³ Department of Biomedical Imaging and Radiological Sciences, National Yang Ming Chiao Tung University, Taipei.
⁴ Department of Nuclear Medicine, Taipei Veterans General Hospital, Taipei.

Abstract

Background: Myocardial perfusion (MP) SPECT is a well-established method for diagnosing cardiac disease, yet its radiation risk poses safety concern. This study aims to apply and evaluate the use of Pix2Pix generative adversarial network (Pix2Pix GAN) in denoising low dose MP SPECT images.

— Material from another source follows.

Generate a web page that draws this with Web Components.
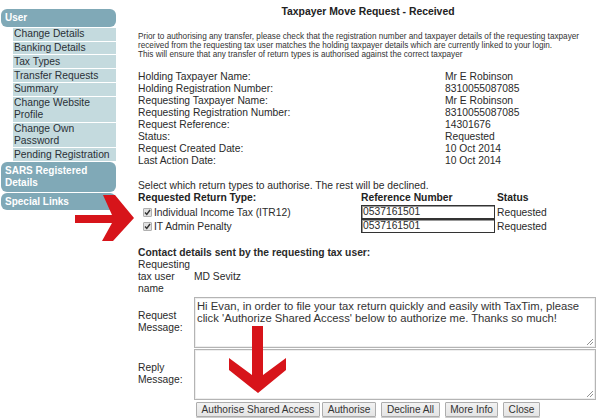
<!DOCTYPE html>
<html><head><meta charset="utf-8">
<style>
html,body{margin:0;padding:0;background:#fff}
body{width:600px;height:420px;overflow:hidden;font-family:"Liberation Sans",Arial,sans-serif;color:#2a2a2a}
</style></head><body>
<move-page>
  <side-nav slot="nav">
    <nav-head>User</nav-head>
    <nav-item>Change Details</nav-item>
    <nav-item>Banking Details</nav-item>
    <nav-item>Tax Types</nav-item>
    <nav-item>Transfer Requests</nav-item>
    <nav-item>Summary</nav-item>
    <nav-item>Change Website Profile</nav-item>
    <nav-item>Change Own Password</nav-item>
    <nav-item>Pending Registration</nav-item>
    <nav-head>SARS Registered Details</nav-head>
    <nav-head>Special Links</nav-head>
  </side-nav>
  <request-panel slot="main"></request-panel>
  <red-arrow slot="over" dir="right"></red-arrow>
  <red-arrow slot="over" dir="down"></red-arrow>
</move-page>
<script>
function def(name, css, html){
  customElements.define(name, class extends HTMLElement{
    connectedCallback(){
      if(this.shadowRoot) return;
      const r=this.attachShadow({mode:'open'});
      r.innerHTML='<style>'+css+'</style>'+(typeof html==='function'?html(this):html);
    }
  });
}
def('move-page',`:host{display:grid;grid-template-columns:115px 1fr;column-gap:22px;width:600px;height:420px;position:relative;box-sizing:border-box;padding-left:1px}`,
 `<slot name="nav"></slot><slot name="main"></slot><slot name="over"></slot>`);
def('side-nav',`:host{display:flex;flex-direction:column;gap:1px;padding-top:9px}`,`<slot></slot>`);
def('nav-head',`:host{display:block;background:#80a9b7;color:#fff;font-weight:bold;border-radius:6px;padding:3.2px 3px 3.2px 4px;font-size:10px;line-height:11.5px}`,`<slot></slot>`);
def('nav-item',`:host{display:block;background:#c4dade;color:#2a3036;margin-left:12px;padding:.4px 0 .4px 1px;font-size:10.3px;line-height:12px}`,`<slot></slot>`);
def('red-arrow',`:host{position:absolute;display:block;left:0;top:0;width:600px;height:420px;pointer-events:none}svg{display:block}`,
 h=>`<svg width="600" height="420" viewBox="0 0 600 420"><polygon fill="#d7141a" points="${h.getAttribute('dir')==='right'?'75,215 112,215 103,195 115,195 134,218 113,241 102,241 112,223 75,223':'252,326 263,326 263,375 286,358 286,370 258,393 229,370 229,358 252,375'}"/></svg>`);
def('detail-row',`:host{display:grid;grid-template-columns:307px 1fr;font-size:10.3px;line-height:12px}`,
 h=>`<span>${h.getAttribute('label')}</span><span>${h.getAttribute('value')}</span>`);
def('return-row',`:host{display:grid;grid-template-columns:223px 136px 1fr;align-items:center;font-size:10.3px;height:14.2px}
 .c{display:flex;align-items:center;gap:2px;padding:1px 0 0 5px}
 .b{box-sizing:border-box;width:9px;height:9px;border:1px solid #b0b0b0;background:#e2e2e2;border-radius:1px;display:flex;align-items:center;justify-content:center}
 .i{box-sizing:border-box;height:13.8px;margin-right:2px;border:1px solid #333;line-height:12px;padding-left:1px;box-shadow:inset 1px 1px 0 #999}
 svg{display:block}`,
 h=>`<span class="c"><span class="b"><svg width="7" height="7" viewBox="0 0 7 7"><path d="M1 3.5 2.8 5.5 6 1" fill="none" stroke="#333" stroke-width="1.4"/></svg></span><span>${h.getAttribute('label')}</span></span><span class="i">0537161501</span><span>Requested</span>`);
def('msg-box',`:host{display:block;box-sizing:border-box;width:402px;height:50.5px;border:1px solid #b4b4b4;background:#fff;position:relative;padding:2px 2px;font-size:11.25px;line-height:12.4px;color:#333;box-shadow:inset 0 0 0 1px #eee}
 svg{position:absolute;right:1px;bottom:1px}`,`<slot></slot><svg width="8" height="8" viewBox="0 0 8 8"><path d="M1 7 7 1M4 7 7 4" stroke="#777" stroke-width=".8" fill="none"/></svg>`);
def('form-row',`:host{display:grid;grid-template-columns:56px 1fr;align-items:center;font-size:10.3px;line-height:12px}`,
 h=>`<span>${h.getAttribute('label')}</span><slot></slot>`);
def('x-button',`:host{display:inline-flex;align-items:center;justify-content:center;box-sizing:border-box;height:15px;border:1px solid #adadad;background:linear-gradient(#f2f2f2,#e4e4e4);font-size:10.1px;color:#333;border-radius:1px;box-shadow:0 1px 0 #ccc;white-space:nowrap}`,`<slot></slot>`);
def('request-panel',`:host{display:block;padding-top:5px;width:460px}
 h1{margin:0;font-size:10.4px;line-height:14px;text-align:center;color:#222;width:460px}
 .intro{margin:12.5px 0 0;font-size:8.2px;line-height:9.2px;color:#333;white-space:nowrap}
 .details{margin-top:12px}
 .sel{margin-top:13px;font-size:10.3px;line-height:12px}
 .th{display:grid;grid-template-columns:223px 136px 1fr;font-size:10.3px;line-height:12px;font-weight:bold;color:#222}
 .rows{display:flex;flex-direction:column;margin-top:1px}
 .ct{margin-top:13.6px;font-size:10.3px;line-height:12px;font-weight:bold}
 .who{display:grid;grid-template-columns:56px 1fr;align-items:center;font-size:10.3px;line-height:12px}
 .forms{display:flex;flex-direction:column;gap:1.5px;margin-top:2px}
 .btns{display:flex;gap:2px;padding-left:58px;margin-top:2px}
 x-button:nth-child(1){width:124px}x-button:nth-child(2){width:54px}x-button:nth-child(3){width:59px;margin-left:3px}x-button:nth-child(4){width:53px;margin-left:3px}x-button:nth-child(5){width:37px;margin-left:3px}`,
 `<h1>Taxpayer Move Request - Received</h1>
 <p class="intro">Prior to authorising any transfer, please check that the registration number and taxpayer details of the requesting taxpayer<br>received from the requesting tax user matches the holding taxpayer details which are currently linked to your login.<br>This will ensure that any transfer of return types is authorised against the correct taxpayer</p>
 <div class="details">
 <detail-row label="Holding Taxpayer Name:" value="Mr E Robinson"></detail-row>
 <detail-row label="Holding Registration Number:" value="8310055087085"></detail-row>
 <detail-row label="Requesting Taxpayer Name:" value="Mr E Robinson"></detail-row>
 <detail-row label="Requesting Registration Number:" value="8310055087085"></detail-row>
 <detail-row label="Request Reference:" value="14301676"></detail-row>
 <detail-row label="Status:" value="Requested"></detail-row>
 <detail-row label="Request Created Date:" value="10 Oct 2014"></detail-row>
 <detail-row label="Last Action Date:" value="10 Oct 2014"></detail-row>
 </div>
 <div class="sel">Select which return types to authorise. The rest will be declined.</div>
 <div class="th"><span>Requested Return Type:</span><span>Reference Number</span><span>Status</span></div>
 <div class="rows"><return-row label="Individual Income Tax (ITR12)"></return-row><return-row label="IT Admin Penalty"></return-row></div>
 <div class="ct">Contact details sent by the requesting tax user:</div>
 <div class="who"><span>Requesting tax user name</span><span>MD Sevitz</span></div>
 <div class="forms">
 <form-row label="Request Message:"><msg-box>Hi Evan, in order to file your tax return quickly and easily with TaxTim, please click 'Authorize Shared Access' below to authorize me. Thanks so much!</msg-box></form-row>
 <form-row label="Reply Message:"><msg-box></msg-box></form-row>
 </div>
 <div class="btns"><x-button>Authorise Shared Access</x-button><x-button>Authorise</x-button><x-button>Decline All</x-button><x-button>More Info</x-button><x-button>Close</x-button></div>`);
</script>
</body></html>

Methods: One hundred male and female patients with different ^99mTc-sestamibi activity distributions, organ and body sizes were simulated by a population of digital 4D Extended Cardiac Torso (XCAT) phantoms. Realistic noisy SPECT projections of full dose of 987 MBq injection and 16 min acquisition, and low dose ranged from 1/20 to 1/2 of the full dose, were generated by an analytical projector from the right anterior oblique (RAO) to the left posterior oblique (LPO) positions. Additionally, twenty patients underwent ~1,184 MBq ^99mTc-sestamibi stress SPECT/CT scan were also retrospectively recruited for the study. For each patient, low dose SPECT images (7/10 to 1/10 of full dose) were generated from the full dose list mode data. Our Pix2Pix GAN model was trained with full dose and low dose reconstructed SPECT image pairs. Normalized mean square error (NMSE), structural similarity index (SSIM), coefficient of variation (CV), full-width-at-half-maximum (FWHM) and relative defect size differences (RSD) of Pix2Pix GAN processed images were evaluated along with a reference convolutional auto encoder (CAE) network and post-reconstruction filters.

Results: NMSE values of 0.0233±0.004 vs. 0.0249±0.004 and 0.0313±0.007 vs. 0.0579±0.016 were obtained on 1/2 and 1/20 dose level for Pix2Pix GAN and CAE in the simulation study, while they were 0.0376±0.010 vs. 0.0433±0.010 and 0.0907±0.020 vs. 0.1186±0.025 on 7/10 and 1/10 dose level in the clinical study. Similar results were also obtained from the SSIM, CV, FWHM and RSD values. Overall, the use of Pix2Pix GAN was superior to other denoising methods in all physical indices, particular in the lower dose levels in the simulation and clinical study.

Conclusions: The Pix2Pix GAN method is effective to reduce the noise level of low dose MP SPECT. Further studies on clinical performance are warranted to demonstrate its full clinical effectiveness.

Keywords: Generative adversarial network; Pix2Pix; denoising; low dose; myocardial perfusion (MP) SPECT.